Two billion-dollar deals in a day – Medtech Mergermania 2016 appears to be on. Stryker had been expected to use its $4bn-plus cash pile to buy, but those hoping for an orthopaedics tie-up with Smith & Nephew were disappointed.
Instead the company has decided to bolster its MedSurg division with the acquisition of Sage Products for $2.8bn. This unit accounted for just under 40% of Stryker’s total revenue last year, but with the addition of Sage’s $430m 2015 revenues it will take over from the Reconstructive segment – its orthopaedic implants – to become Stryker’s largest division (see table). Stryker is no longer mainly an orthopaedics company.

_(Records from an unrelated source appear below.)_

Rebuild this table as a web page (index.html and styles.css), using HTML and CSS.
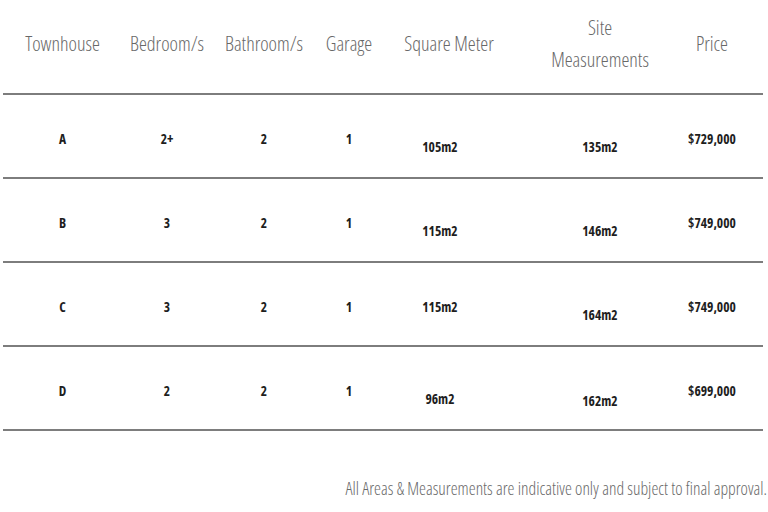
FILE: index.html
```html
<!DOCTYPE html>
<html>
<head>
<meta charset="utf-8">
<link rel="stylesheet" href="styles.css">
</head>
<body>
<div class="page">
  <div class="table">
    <div class="row head">
      <div class="cell">Townhouse</div>
      <div class="cell">Bedroom/s</div>
      <div class="cell">Bathroom/s</div>
      <div class="cell">Garage</div>
      <div class="cell">Square Meter</div>
      <div class="cell">Site<br>Measurements</div>
      <div class="cell">Price</div>
    </div>
    <div class="row data">
      <div class="cell">A</div>
      <div class="cell">2+</div>
      <div class="cell">2</div>
      <div class="cell">1</div>
      <div class="cell sq low">105m2</div>
      <div class="cell low">135m2</div>
      <div class="cell">$729,000</div>
    </div>
    <div class="row data">
      <div class="cell">B</div>
      <div class="cell">3</div>
      <div class="cell">2</div>
      <div class="cell">1</div>
      <div class="cell sq low">115m2</div>
      <div class="cell low">146m2</div>
      <div class="cell">$749,000</div>
    </div>
    <div class="row data">
      <div class="cell">C</div>
      <div class="cell">3</div>
      <div class="cell">2</div>
      <div class="cell">1</div>
      <div class="cell sq">115m2</div>
      <div class="cell low">164m2</div>
      <div class="cell">$749,000</div>
    </div>
    <div class="row data">
      <div class="cell">D</div>
      <div class="cell">2</div>
      <div class="cell">2</div>
      <div class="cell">1</div>
      <div class="cell sq low">96m2</div>
      <div class="cell lower">162m2</div>
      <div class="cell">$699,000</div>
    </div>
  </div>
  <p class="note">All Areas &amp; Measurements are indicative only and subject to final approval.</p>
</div>
</body>
</html>
```
FILE: styles.css
```css
html, body {
  margin: 0;
  padding: 0;
  background: #fff;
}
.page {
  width: 768px;
  height: 512px;
  padding-left: 3px;
  box-sizing: border-box;
}
.table {
  width: 760px;
}
.row {
  display: grid;
  grid-template-columns: 119px 90px 104px 66px 134px 168px 56px;
  align-items: center;
  border-bottom: 2px solid #7d7d7d;
}
.head {
  height: 87px;
  padding-bottom: 6px;
}
.data {
  height: 76px;
  padding-top: 6px;
}
.cell {
  text-align: center;
  font-family: "Open Sans", sans-serif;
  font-stretch: 80%;
  font-weight: 700;
  font-size: 13.5px;
  color: #1e1e1e;
  white-space: nowrap;
}
.head .cell {
  font-weight: 300;
  font-stretch: 75%;
  font-size: 20px;
  line-height: 32px;
  color: #686868;
}
.sq {
  padding-right: 18px;
}
.low {
  padding-top: 16px;
}
.lower {
  padding-top: 20px;
}
.note {
  margin: 45px 0 0;
  text-align: right;
  font-family: "Open Sans", sans-serif;
  font-stretch: 75%;
  font-weight: 300;
  font-size: 17.5px;
  line-height: 24px;
  color: #6a6a6a;
  padding-right: 1px;
}
```
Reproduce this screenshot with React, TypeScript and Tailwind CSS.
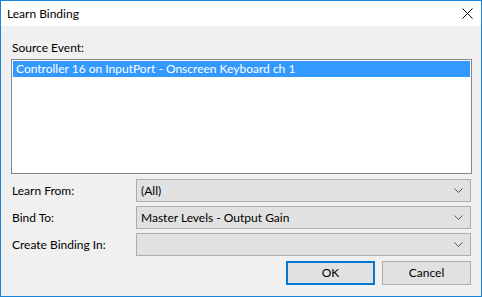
import React from "react";

const font = { fontFamily: 'Lato, "Noto Sans", sans-serif' };

function Chevron() {
  return (
    <svg width="9" height="5" viewBox="0 0 9 5" className="shrink-0">
      <path d="M0.5 0.5 L4.5 4.5 L8.5 0.5" fill="none" stroke="#555" strokeWidth="1" />
    </svg>
  );
}

function Combo({ value }: { value: string }) {
  return (
    <div className="flex items-center justify-between w-[335px] h-[23px] border border-[#adadad] bg-[#e1e1e1] pl-[4px] pr-[7px]">
      <span className="text-[12px] text-black leading-none">{value}</span>
      <Chevron />
    </div>
  );
}

export default function App() {
  const rows = [
    { label: "Learn From:", value: "(All)" },
    { label: "Bind To:", value: "Master Levels - Output Gain" },
    { label: "Create Binding In:", value: "" },
  ];

  return (
    <div
      className="w-[482px] h-[297px] border border-[#1883d7] flex flex-col bg-[#f0f0f0] text-black"
      style={font}
    >
      {/* title bar */}
      <div className="h-[25px] bg-white flex items-center justify-between pl-[6px] pr-[8px]">
        <span className="text-[12px]">Learn Binding</span>
        <svg width="11" height="11" viewBox="0 0 11 11">
          <path d="M0.5 0.5 L10.5 10.5 M10.5 0.5 L0.5 10.5" stroke="#000" strokeWidth="1" />
        </svg>
      </div>

      {/* body */}
      <div className="flex-1 flex flex-col pl-[10px] pr-[9px] pt-[14px]">
        <div className="text-[12px] leading-[16px] pl-[1px]">Source Event:</div>
        <div className="mt-[3px] h-[115px] w-[461px] border border-[#828790] bg-white p-[1px]">
          <div className="h-[16px] bg-[#3399ff] text-white text-[12px] leading-[16px] pl-[3px]">
            Controller 16 on InputPort - Onscreen Keyboard ch 1
          </div>
        </div>

        <div className="mt-[5px] flex flex-col gap-[4px]">
          {rows.map((r) => (
            <div key={r.label} className="flex items-center">
              <span className="w-[125px] text-[12px] pl-[1px]">{r.label}</span>
              <Combo value={r.value} />
            </div>
          ))}
        </div>

        <div className="mt-[5px] flex justify-end gap-[7px] pr-[1px]">
          <button className="w-[89px] h-[24px] border-2 border-[#0078d7] bg-[#e1e1e1] text-[12px]">
            OK
          </button>
          <button className="w-[89px] h-[24px] border border-[#adadad] bg-[#e1e1e1] text-[12px]">
            Cancel
          </button>
        </div>
      </div>
    </div>
  );
}
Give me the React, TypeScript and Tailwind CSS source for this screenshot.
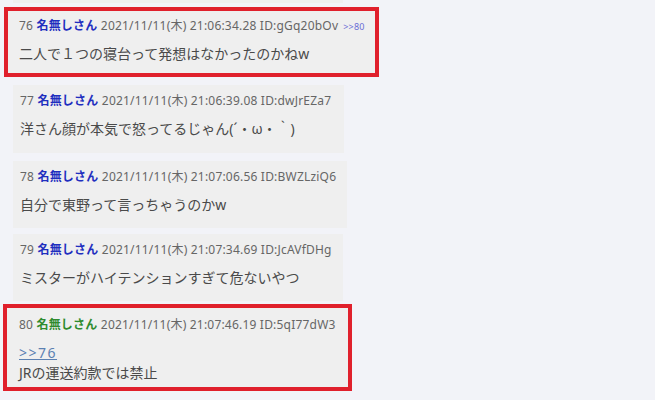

Sage makes devices for use in the ICU, including products to help wash patients and systems to help nurses turn them in bed. According to analysts at BMO Capital Markets, the private Illinois-based group is market leader in all of the segments it serves. Its four divisions are infection prevention, basin elimination, skin injury prevention and healthcare worker injury prevention.
|Stryker changes focus|
|Global sales ($m)|
|Segment||2013||%||2014||%||2015||%||2015 plus Sage||%|
|Neurotechnology and Spine||1,658||18%||1,741||18%||1,828||18%||1,828||18%|
|Total company revenues||9,021||100%||9,675||100%||9,938||100%||10,385||100%|
While many people were expecting more consolidation in the orthopaedics industry – Ernst & Young experts told EP Vantage exactly this in October – Stryker’s decision to bulk up its hospital products is by no means a foolish one.
Hospital budgets have shrunk over the years and buyers are increasingly motivated not just by low prices but by the cost savings products can offer. Sage’s cleaning technologies are designed to mitigate or eliminate hospital-acquired infections such as MRSA that can vastly increase the cost of patient care. Some insurers, including the CMS, refuse to cover what they consider preventable complications.
The deal is expensive at 6.4x sales. But Sage is growing fast; its 2015 sales of $430m were up 13% from the previous year, Stryker said. Despite Stryker’s recent focus on expanding its sales in non-US and emerging markets it has opted to buy a company that makes 95% of its money in the US.
Stryker will finance the purchase of Sage from the private equity concern Madison Dearborn Partners with a mix of cash and debt. The transaction will come with a $500m tax benefit for Stryker, though BMO analysts wrote that in 2016 its tax rate was now expected to be 18.0-18.5%, versus 17.0-17.5%, given that most of Sage’s sales are US-generated.
The company says the transaction will be accretive by 5¢ – increasing its 2016 EPS guidance to $5.55-5.75 – and will add to cash flows over the next 15 years.
Stryker ended 2015 with $4.1bn in cash and marketable securities and $4bn debt, and as acquiring is a key part of its corporate plans more deals should be expected. The sectors it might target are less predictable.
So after folding Sage’s products into its MedSurg division – it has not explicitly said it would do this but there is nowhere else sensible to put them – Stryker will predominantly be a hospital products company.
Unless that longed-for Smith & Nephew acquisition materialises, of course.